Harbour Town’s 18th is everything golf should be

Anticipation took hold.


It didn’t matter that the initial views of what was to come were shielded by the earliest set-up crews preparing for the RBC Heritage, those charged with getting stands in place for full-sized crowds to return in April.


No. 18 at Harbour Town Golf Links awaited.


Admittedly, my heart rate monitor was up a few ticks.


Nearly three years after playing this course for the first time, I was able to return in late February. And for everything else I love about this Pete Dye course - the bunker advancing the No. 9 green just shy of the clubhouse, the wall-to-wall perfect turf, the history and, yes, the forecaddie treatment - the anticipation of the finisher can’t be topped.


Calibogue Sound.

The breeze.

The lighthouse.


Pictures are fine, but they don’t do it justice.

The final 414 or so yards of Harbour Town are an ode to what golf is supposed to be. It’s a tough-yet-relatively straightforward layout packaged with scenery galore.


About the only people who don’t get that sensation are the PGA Tour members who will begin teeing it up at Harbour Town for Heritage practice rounds and pro-and three weeks from today.




Stewart Cink has walked up to 18 knowing his chances of a win were either locked in or had already blown away like the winds off the sound. That, actually, encapsulates his last two showings here.

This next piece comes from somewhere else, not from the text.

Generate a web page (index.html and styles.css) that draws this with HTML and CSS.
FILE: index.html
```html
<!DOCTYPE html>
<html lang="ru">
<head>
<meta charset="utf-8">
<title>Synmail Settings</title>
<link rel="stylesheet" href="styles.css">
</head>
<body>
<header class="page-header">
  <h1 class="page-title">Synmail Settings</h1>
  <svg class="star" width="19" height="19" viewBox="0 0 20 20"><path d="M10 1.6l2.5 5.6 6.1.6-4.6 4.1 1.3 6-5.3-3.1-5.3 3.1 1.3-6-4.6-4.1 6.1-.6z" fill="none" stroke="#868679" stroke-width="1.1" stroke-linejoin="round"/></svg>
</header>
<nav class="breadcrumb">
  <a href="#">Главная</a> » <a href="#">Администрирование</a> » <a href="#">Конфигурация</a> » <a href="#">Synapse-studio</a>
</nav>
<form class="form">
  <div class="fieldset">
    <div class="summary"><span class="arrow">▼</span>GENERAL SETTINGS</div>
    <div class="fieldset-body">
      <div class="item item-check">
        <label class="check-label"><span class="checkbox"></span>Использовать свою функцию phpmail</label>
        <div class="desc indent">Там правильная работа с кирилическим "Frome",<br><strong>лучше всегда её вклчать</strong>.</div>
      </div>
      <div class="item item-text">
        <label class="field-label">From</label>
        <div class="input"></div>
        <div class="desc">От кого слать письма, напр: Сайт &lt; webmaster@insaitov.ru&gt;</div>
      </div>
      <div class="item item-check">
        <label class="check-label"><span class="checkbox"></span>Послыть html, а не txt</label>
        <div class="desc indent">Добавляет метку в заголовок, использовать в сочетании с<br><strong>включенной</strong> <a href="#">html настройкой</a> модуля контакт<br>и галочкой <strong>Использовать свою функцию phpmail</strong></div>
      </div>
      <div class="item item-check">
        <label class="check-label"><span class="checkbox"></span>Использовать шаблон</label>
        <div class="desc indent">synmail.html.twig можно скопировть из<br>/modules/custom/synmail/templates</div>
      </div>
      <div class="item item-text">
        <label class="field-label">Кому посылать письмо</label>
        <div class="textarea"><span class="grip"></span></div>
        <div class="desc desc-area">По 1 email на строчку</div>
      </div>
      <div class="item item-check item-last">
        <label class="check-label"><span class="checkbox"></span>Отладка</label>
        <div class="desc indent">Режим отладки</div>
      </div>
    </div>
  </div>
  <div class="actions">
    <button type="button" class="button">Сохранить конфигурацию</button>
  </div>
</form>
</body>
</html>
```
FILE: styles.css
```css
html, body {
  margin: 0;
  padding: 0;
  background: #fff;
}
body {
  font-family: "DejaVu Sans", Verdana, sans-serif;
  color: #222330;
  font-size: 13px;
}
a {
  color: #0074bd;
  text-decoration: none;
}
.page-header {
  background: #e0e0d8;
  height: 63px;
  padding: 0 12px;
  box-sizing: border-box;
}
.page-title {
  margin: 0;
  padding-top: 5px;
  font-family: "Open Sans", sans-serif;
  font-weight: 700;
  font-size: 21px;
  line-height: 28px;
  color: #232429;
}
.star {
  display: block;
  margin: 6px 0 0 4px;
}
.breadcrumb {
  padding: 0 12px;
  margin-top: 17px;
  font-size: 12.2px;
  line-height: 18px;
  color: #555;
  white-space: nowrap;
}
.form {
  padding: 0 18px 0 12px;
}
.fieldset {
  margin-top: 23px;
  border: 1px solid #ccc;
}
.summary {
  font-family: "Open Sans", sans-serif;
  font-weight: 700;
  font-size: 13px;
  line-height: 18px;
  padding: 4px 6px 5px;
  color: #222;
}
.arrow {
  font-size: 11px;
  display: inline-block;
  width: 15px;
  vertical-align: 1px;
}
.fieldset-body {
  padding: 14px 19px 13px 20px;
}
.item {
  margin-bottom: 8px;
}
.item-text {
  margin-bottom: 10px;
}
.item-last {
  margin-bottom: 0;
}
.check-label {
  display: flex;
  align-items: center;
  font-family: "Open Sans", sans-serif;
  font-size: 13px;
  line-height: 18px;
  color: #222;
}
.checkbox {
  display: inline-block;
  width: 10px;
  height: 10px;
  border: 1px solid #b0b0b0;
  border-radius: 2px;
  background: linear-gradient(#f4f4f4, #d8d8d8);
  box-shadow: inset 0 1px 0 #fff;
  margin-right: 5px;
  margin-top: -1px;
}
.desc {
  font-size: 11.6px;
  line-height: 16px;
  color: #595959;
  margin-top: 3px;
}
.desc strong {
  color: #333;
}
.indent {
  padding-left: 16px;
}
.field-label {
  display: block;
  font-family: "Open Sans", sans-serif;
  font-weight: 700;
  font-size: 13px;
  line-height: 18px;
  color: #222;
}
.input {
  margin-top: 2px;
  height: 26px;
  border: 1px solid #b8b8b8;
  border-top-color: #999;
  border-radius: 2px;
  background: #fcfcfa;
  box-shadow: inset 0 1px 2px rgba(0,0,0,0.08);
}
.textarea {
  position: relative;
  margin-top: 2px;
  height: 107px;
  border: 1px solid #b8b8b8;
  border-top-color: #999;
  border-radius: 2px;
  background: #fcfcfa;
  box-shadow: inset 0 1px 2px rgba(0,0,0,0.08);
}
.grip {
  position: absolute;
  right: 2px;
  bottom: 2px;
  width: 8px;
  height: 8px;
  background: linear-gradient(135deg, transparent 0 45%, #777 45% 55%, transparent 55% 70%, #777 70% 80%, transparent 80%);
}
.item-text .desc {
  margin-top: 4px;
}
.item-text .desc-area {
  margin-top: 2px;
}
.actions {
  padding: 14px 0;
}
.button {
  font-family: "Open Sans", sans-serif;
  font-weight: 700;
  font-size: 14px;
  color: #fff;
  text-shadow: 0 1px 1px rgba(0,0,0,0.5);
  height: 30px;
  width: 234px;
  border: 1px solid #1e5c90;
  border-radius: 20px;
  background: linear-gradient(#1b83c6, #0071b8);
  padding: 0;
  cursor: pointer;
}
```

In 2020, he finished tied for 62nd. Last year, he donned the plaid jacket.


“You’re more focused on the job. We’re professionals,” Cink said. “If I let myself get too much into the other part of that - ‘Oh, what a special place this is’ - then, it’s easy to get run over. I don’t want to get run over.”





Sure, most pros are playing the top courses around the world on a week-to-week basis and probably lost much of the wow factor a long time ago. They’re also teeing off from 472 yards, meaning some of the luster is lost in the challenge.


Thankfully for us casual golfers, that’s not the case.



Of course we all want to crush the tee shot up the right side and then cut a fairway wood into the approach, roll it perfectly up to the green and give ourselves a birdie putt in the shadows of the lighthouse. But we don’t need to do that to enjoy it.


Knocking in a par or bogey doesn’t diminish what we just experienced or how it made us feel.


At 18, we’re able to walk through Dye’s masterpiece, one that has been emblazoned on artwork for decades. We walk off the green and have no choice but to soak it all up in reverse.


Anticipation already building for the next walk to the tee box on No. 18.